# WHAT YOU NEED TO DO
Set the listing down again in full, word for word, with the pictures left out.

# GIVEN INFORMATION

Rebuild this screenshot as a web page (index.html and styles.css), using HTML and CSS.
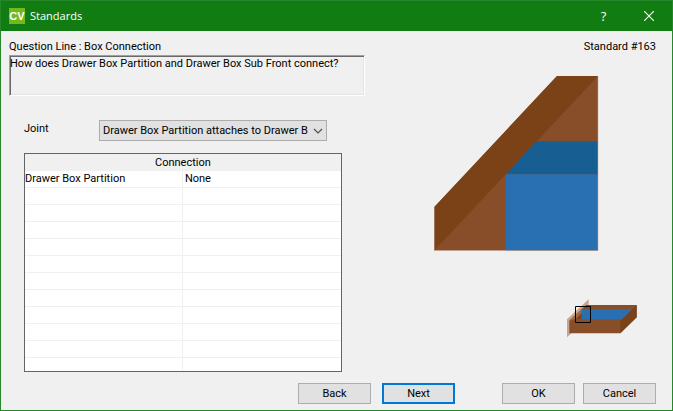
FILE: index.html
```html
<!DOCTYPE html>
<html lang="en">
<head>
<meta charset="utf-8">
<title>Standards</title>
<link rel="stylesheet" href="styles.css">
</head>
<body>
<div class="window">
  <header class="titlebar">
    <span class="app-icon">CV</span>
    <h1 class="title">Standards</h1>
    <button class="caption-button" type="button" aria-label="Help">?</button>
    <button class="caption-button" type="button" aria-label="Close">
      <svg width="10" height="10" viewBox="0 0 10 10"><path d="M0 0L10 10M10 0L0 10" stroke="#fff" stroke-width="1.1" fill="none"/></svg>
    </button>
  </header>

  <main class="content">
    <div class="heading">
      <label for="question">Question Line : Box Connection</label>
      <span>Standard #163</span>
    </div>

    <div class="columns">
      <section class="form">
        <textarea class="question" id="question" readonly>How does Drawer Box Partition and Drawer Box Sub Front connect?</textarea>
        <div class="field">
          <label class="field-label" for="joint">Joint</label>
          <div class="combo">
            <select class="select" id="joint">
              <option>Drawer Box Partition attaches to Drawer B</option>
            </select>
            <svg class="chevron" width="10" height="6" viewBox="0 0 10 6"><path d="M1 1L5 5L9 1" stroke="#505050" stroke-width="1.2" fill="none"/></svg>
          </div>
        </div>
        <div class="list">
          <table class="grid">
            <thead><tr><th colspan="2">Connection</th></tr></thead>
            <tbody>
              <tr><td>Drawer Box Partition</td><td>None</td></tr>
              <tr><td></td><td></td></tr>
              <tr><td></td><td></td></tr>
              <tr><td></td><td></td></tr>
              <tr><td></td><td></td></tr>
              <tr><td></td><td></td></tr>
              <tr><td></td><td></td></tr>
              <tr><td></td><td></td></tr>
              <tr><td></td><td></td></tr>
              <tr><td></td><td></td></tr>
              <tr><td></td><td></td></tr>
              <tr><td></td><td></td></tr>
            </tbody>
          </table>
        </div>
      </section>

      <section class="preview">
        <svg class="joint-view" width="165" height="175" viewBox="0 0 165 175">
          <path d="M123 0H164V174.600H0.300V131Z" fill="#884e29"/>
          <path d="M123 0H164L0.300 174.600V131Z" fill="#7b4217"/>
          <path d="M102.500 65.300H164V98.300H71.700Z" fill="#175f93"/>
          <path d="M71.700 98.300H164V174.600H71.700Z" fill="#2970b3"/>
          <path d="M164 0V174.600H0.300V131" fill="none" stroke="#c4a896" stroke-width="0.500"/>
        </svg>
        <svg class="box-view" width="74" height="42" viewBox="0 0 74 42">
          <path d="M2 22.300L23.700 2.300V20L2 40.300Z" fill="#c9a48f"/>
          <path d="M21 8H71.700V20.300L55.300 36.200H4.300V23.700Z" fill="#884e29"/>
          <path d="M16.700 12.200H67L57 22.300H16.700Z" fill="#2970b3"/>
          <path d="M4.300 23.700L16.700 12V22.300H10Z" fill="#9c6a4c"/>
          <path d="M10.700 22.300L16.700 16V22.300Z" fill="#7b4217"/>
          <path d="M71.700 8.300V20.300L55.300 36.200V23.700Z" fill="#7b4217"/>
          <path d="M10.500 9.500H25.500V25.500H10.500Z" fill="none" stroke="#000"/>
        </svg>
      </section>
    </div>

    <footer class="actions">
      <button class="button" type="button">Back</button>
      <button class="button button-default" type="button">Next</button>
      <button class="button button-ok" type="button">OK</button>
      <button class="button button-cancel" type="button">Cancel</button>
    </footer>
  </main>
</div>
</body>
</html>
```
FILE: styles.css
```css
* {
  box-sizing: border-box;
}

body {
  margin: 0;
  font: 11px/16px Tahoma, Roboto, sans-serif;
  color: #000;
  background: #f0f0f0;
}

button,
select,
textarea {
  font: inherit;
  color: inherit;
  margin: 0;
  border-radius: 0;
}

.window {
  display: flex;
  flex-direction: column;
  min-height: 100vh;
  border: 1px solid #25872a;
  background: #f0f0f0;
}

.titlebar {
  display: flex;
  align-items: center;
  height: 30px;
  padding-left: 8px;
  background: #117c11;
  color: #fff;
}

.app-icon {
  width: 16px;
  height: 16px;
  background: #73b91e;
  font: bold 11px/16px "Liberation Sans", sans-serif;
  text-align: center;
}

.title {
  flex: 1;
  margin: 0 0 0 5px;
  font: 11px/16px "Segoe UI", "Open Sans", sans-serif;
}

.caption-button {
  display: flex;
  align-items: center;
  justify-content: center;
  width: 45px;
  height: 30px;
  padding: 0;
  border: 0;
  background: none;
  color: #fff;
  font: 13px/16px "Segoe UI", "Open Sans", sans-serif;
}

.caption-button:last-child {
  margin-right: 1px;
}

.content {
  flex: 1;
  display: flex;
  flex-direction: column;
  padding: 8px 16px 6px 8px;
}

.heading {
  display: flex;
  justify-content: space-between;
  height: 16px;
}

.columns {
  flex: 1;
  display: grid;
  grid-template-columns: 11fr 9fr;
}

.form {
  display: flex;
  flex-direction: column;
}

.question {
  width: 100%;
  height: 41px;
  padding: 0;
  border: 1px solid;
  border-color: #a0a0a0 #fff #fff #a0a0a0;
  box-shadow: inset 1px 1px #696969, inset -1px -1px #e3e3e3;
  background: transparent;
  resize: none;
  outline: none;
}

.field {
  display: flex;
  margin: 24px 38px 12px 15px;
}

.field-label {
  width: 75px;
  padding-top: 1px;
}

.combo {
  flex: 1;
  display: grid;
  align-items: center;
  justify-items: end;
}

.select {
  grid-area: 1 / 1;
  width: 100%;
  height: 21px;
  padding: 0 14px 0 3px;
  border: 1px solid #adadad;
  background: #e1e1e1;
  appearance: none;
}

.chevron {
  grid-area: 1 / 1;
  margin-right: 4px;
  pointer-events: none;
}

.list {
  height: 219px;
  margin: 0 23px 0 15px;
  border: 1px solid #646464;
  background: #fff;
  overflow: hidden;
}

.grid {
  width: 100%;
  table-layout: fixed;
  border-spacing: 0;
}

.grid th {
  height: 17px;
  padding: 0;
  background: #f0f0f0;
  font-weight: normal;
}

.grid td {
  height: 17px;
  padding: 0 0 0 2px;
  border-bottom: 1px solid #f0f0f0;
}

.grid td:first-child {
  padding: 0;
  border-right: 1px solid #f0f0f0;
}

.preview {
  display: flex;
  flex-direction: column;
  align-items: flex-end;
}

.joint-view {
  margin: 21px 57px 0 0;
}

.box-view {
  margin: 46px 17px 0 0;
}

.actions {
  display: flex;
  justify-content: flex-end;
  padding-top: 11px;
}

.button {
  width: 73px;
  height: 21px;
  padding: 0;
  border: 1px solid #adadad;
  background: #e1e1e1;
}

.button-default {
  margin-left: 11px;
  border: 2px solid #0078d7;
}

.button-ok {
  margin-left: 47px;
}

.button-cancel {
  margin-left: 8px;
}
```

# OUTPUT
Rebuild this screenshot as a web page (index.html and styles.css), using HTML and CSS.
FILE: index.html
```html
<!DOCTYPE html>
<html lang="en">
<head>
<meta charset="utf-8">
<title>Standards</title>
<link rel="stylesheet" href="styles.css">
</head>
<body>
<div class="window">
  <header class="titlebar">
    <span class="app-icon">CV</span>
    <h1 class="title">Standards</h1>
    <button class="caption-button" type="button" aria-label="Help">?</button>
    <button class="caption-button" type="button" aria-label="Close">
      <svg width="10" height="10" viewBox="0 0 10 10"><path d="M0 0L10 10M10 0L0 10" stroke="#fff" stroke-width="1.1" fill="none"/></svg>
    </button>
  </header>

  <main class="content">
    <div class="heading">
      <label for="question">Question Line : Box Connection</label>
      <span>Standard #163</span>
    </div>

    <div class="columns">
      <section class="form">
        <textarea class="question" id="question" readonly>How does Drawer Box Partition and Drawer Box Sub Front connect?</textarea>
        <div class="field">
          <label class="field-label" for="joint">Joint</label>
          <div class="combo">
            <select class="select" id="joint">
              <option>Drawer Box Partition attaches to Drawer B</option>
            </select>
            <svg class="chevron" width="10" height="6" viewBox="0 0 10 6"><path d="M1 1L5 5L9 1" stroke="#505050" stroke-width="1.2" fill="none"/></svg>
          </div>
        </div>
        <div class="list">
          <table class="grid">
            <thead><tr><th colspan="2">Connection</th></tr></thead>
            <tbody>
              <tr><td>Drawer Box Partition</td><td>None</td></tr>
              <tr><td></td><td></td></tr>
              <tr><td></td><td></td></tr>
              <tr><td></td><td></td></tr>
              <tr><td></td><td></td></tr>
              <tr><td></td><td></td></tr>
              <tr><td></td><td></td></tr>
              <tr><td></td><td></td></tr>
              <tr><td></td><td></td></tr>
              <tr><td></td><td></td></tr>
              <tr><td></td><td></td></tr>
              <tr><td></td><td></td></tr>
            </tbody>
          </table>
        </div>
      </section>

      <section class="preview">
        <svg class="joint-view" width="165" height="175" viewBox="0 0 165 175">
          <path d="M123 0H164V174.600H0.300V131Z" fill="#884e29"/>
          <path d="M123 0H164L0.300 174.600V131Z" fill="#7b4217"/>
          <path d="M102.500 65.300H164V98.300H71.700Z" fill="#175f93"/>
          <path d="M71.700 98.300H164V174.600H71.700Z" fill="#2970b3"/>
          <path d="M164 0V174.600H0.300V131" fill="none" stroke="#c4a896" stroke-width="0.500"/>
        </svg>
        <svg class="box-view" width="74" height="42" viewBox="0 0 74 42">
          <path d="M2 22.300L23.700 2.300V20L2 40.300Z" fill="#c9a48f"/>
          <path d="M21 8H71.700V20.300L55.300 36.200H4.300V23.700Z" fill="#884e29"/>
          <path d="M16.700 12.200H67L57 22.300H16.700Z" fill="#2970b3"/>
          <path d="M4.300 23.700L16.700 12V22.300H10Z" fill="#9c6a4c"/>
          <path d="M10.700 22.300L16.700 16V22.300Z" fill="#7b4217"/>
          <path d="M71.700 8.300V20.300L55.300 36.200V23.700Z" fill="#7b4217"/>
          <path d="M10.500 9.500H25.500V25.500H10.500Z" fill="none" stroke="#000"/>
        </svg>
      </section>
    </div>

    <footer class="actions">
      <button class="button" type="button">Back</button>
      <button class="button button-default" type="button">Next</button>
      <button class="button button-ok" type="button">OK</button>
      <button class="button button-cancel" type="button">Cancel</button>
    </footer>
  </main>
</div>
</body>
</html>
```
FILE: styles.css
```css
* {
  box-sizing: border-box;
}

body {
  margin: 0;
  font: 11px/16px Tahoma, Roboto, sans-serif;
  color: #000;
  background: #f0f0f0;
}

button,
select,
textarea {
  font: inherit;
  color: inherit;
  margin: 0;
  border-radius: 0;
}

.window {
  display: flex;
  flex-direction: column;
  min-height: 100vh;
  border: 1px solid #25872a;
  background: #f0f0f0;
}

.titlebar {
  display: flex;
  align-items: center;
  height: 30px;
  padding-left: 8px;
  background: #117c11;
  color: #fff;
}

.app-icon {
  width: 16px;
  height: 16px;
  background: #73b91e;
  font: bold 11px/16px "Liberation Sans", sans-serif;
  text-align: center;
}

.title {
  flex: 1;
  margin: 0 0 0 5px;
  font: 11px/16px "Segoe UI", "Open Sans", sans-serif;
}

.caption-button {
  display: flex;
  align-items: center;
  justify-content: center;
  width: 45px;
  height: 30px;
  padding: 0;
  border: 0;
  background: none;
  color: #fff;
  font: 13px/16px "Segoe UI", "Open Sans", sans-serif;
}

.caption-button:last-child {
  margin-right: 1px;
}

.content {
  flex: 1;
  display: flex;
  flex-direction: column;
  padding: 8px 16px 6px 8px;
}

.heading {
  display: flex;
  justify-content: space-between;
  height: 16px;
}

.columns {
  flex: 1;
  display: grid;
  grid-template-columns: 11fr 9fr;
}

.form {
  display: flex;
  flex-direction: column;
}

.question {
  width: 100%;
  height: 41px;
  padding: 0;
  border: 1px solid;
  border-color: #a0a0a0 #fff #fff #a0a0a0;
  box-shadow: inset 1px 1px #696969, inset -1px -1px #e3e3e3;
  background: transparent;
  resize: none;
  outline: none;
}

.field {
  display: flex;
  margin: 24px 38px 12px 15px;
}

.field-label {
  width: 75px;
  padding-top: 1px;
}

.combo {
  flex: 1;
  display: grid;
  align-items: center;
  justify-items: end;
}

.select {
  grid-area: 1 / 1;
  width: 100%;
  height: 21px;
  padding: 0 14px 0 3px;
  border: 1px solid #adadad;
  background: #e1e1e1;
  appearance: none;
}

.chevron {
  grid-area: 1 / 1;
  margin-right: 4px;
  pointer-events: none;
}

.list {
  height: 219px;
  margin: 0 23px 0 15px;
  border: 1px solid #646464;
  background: #fff;
  overflow: hidden;
}

.grid {
  width: 100%;
  table-layout: fixed;
  border-spacing: 0;
}

.grid th {
  height: 17px;
  padding: 0;
  background: #f0f0f0;
  font-weight: normal;
}

.grid td {
  height: 17px;
  padding: 0 0 0 2px;
  border-bottom: 1px solid #f0f0f0;
}

.grid td:first-child {
  padding: 0;
  border-right: 1px solid #f0f0f0;
}

.preview {
  display: flex;
  flex-direction: column;
  align-items: flex-end;
}

.joint-view {
  margin: 21px 57px 0 0;
}

.box-view {
  margin: 46px 17px 0 0;
}

.actions {
  display: flex;
  justify-content: flex-end;
  padding-top: 11px;
}

.button {
  width: 73px;
  height: 21px;
  padding: 0;
  border: 1px solid #adadad;
  background: #e1e1e1;
}

.button-default {
  margin-left: 11px;
  border: 2px solid #0078d7;
}

.button-ok {
  margin-left: 47px;
}

.button-cancel {
  margin-left: 8px;
}
```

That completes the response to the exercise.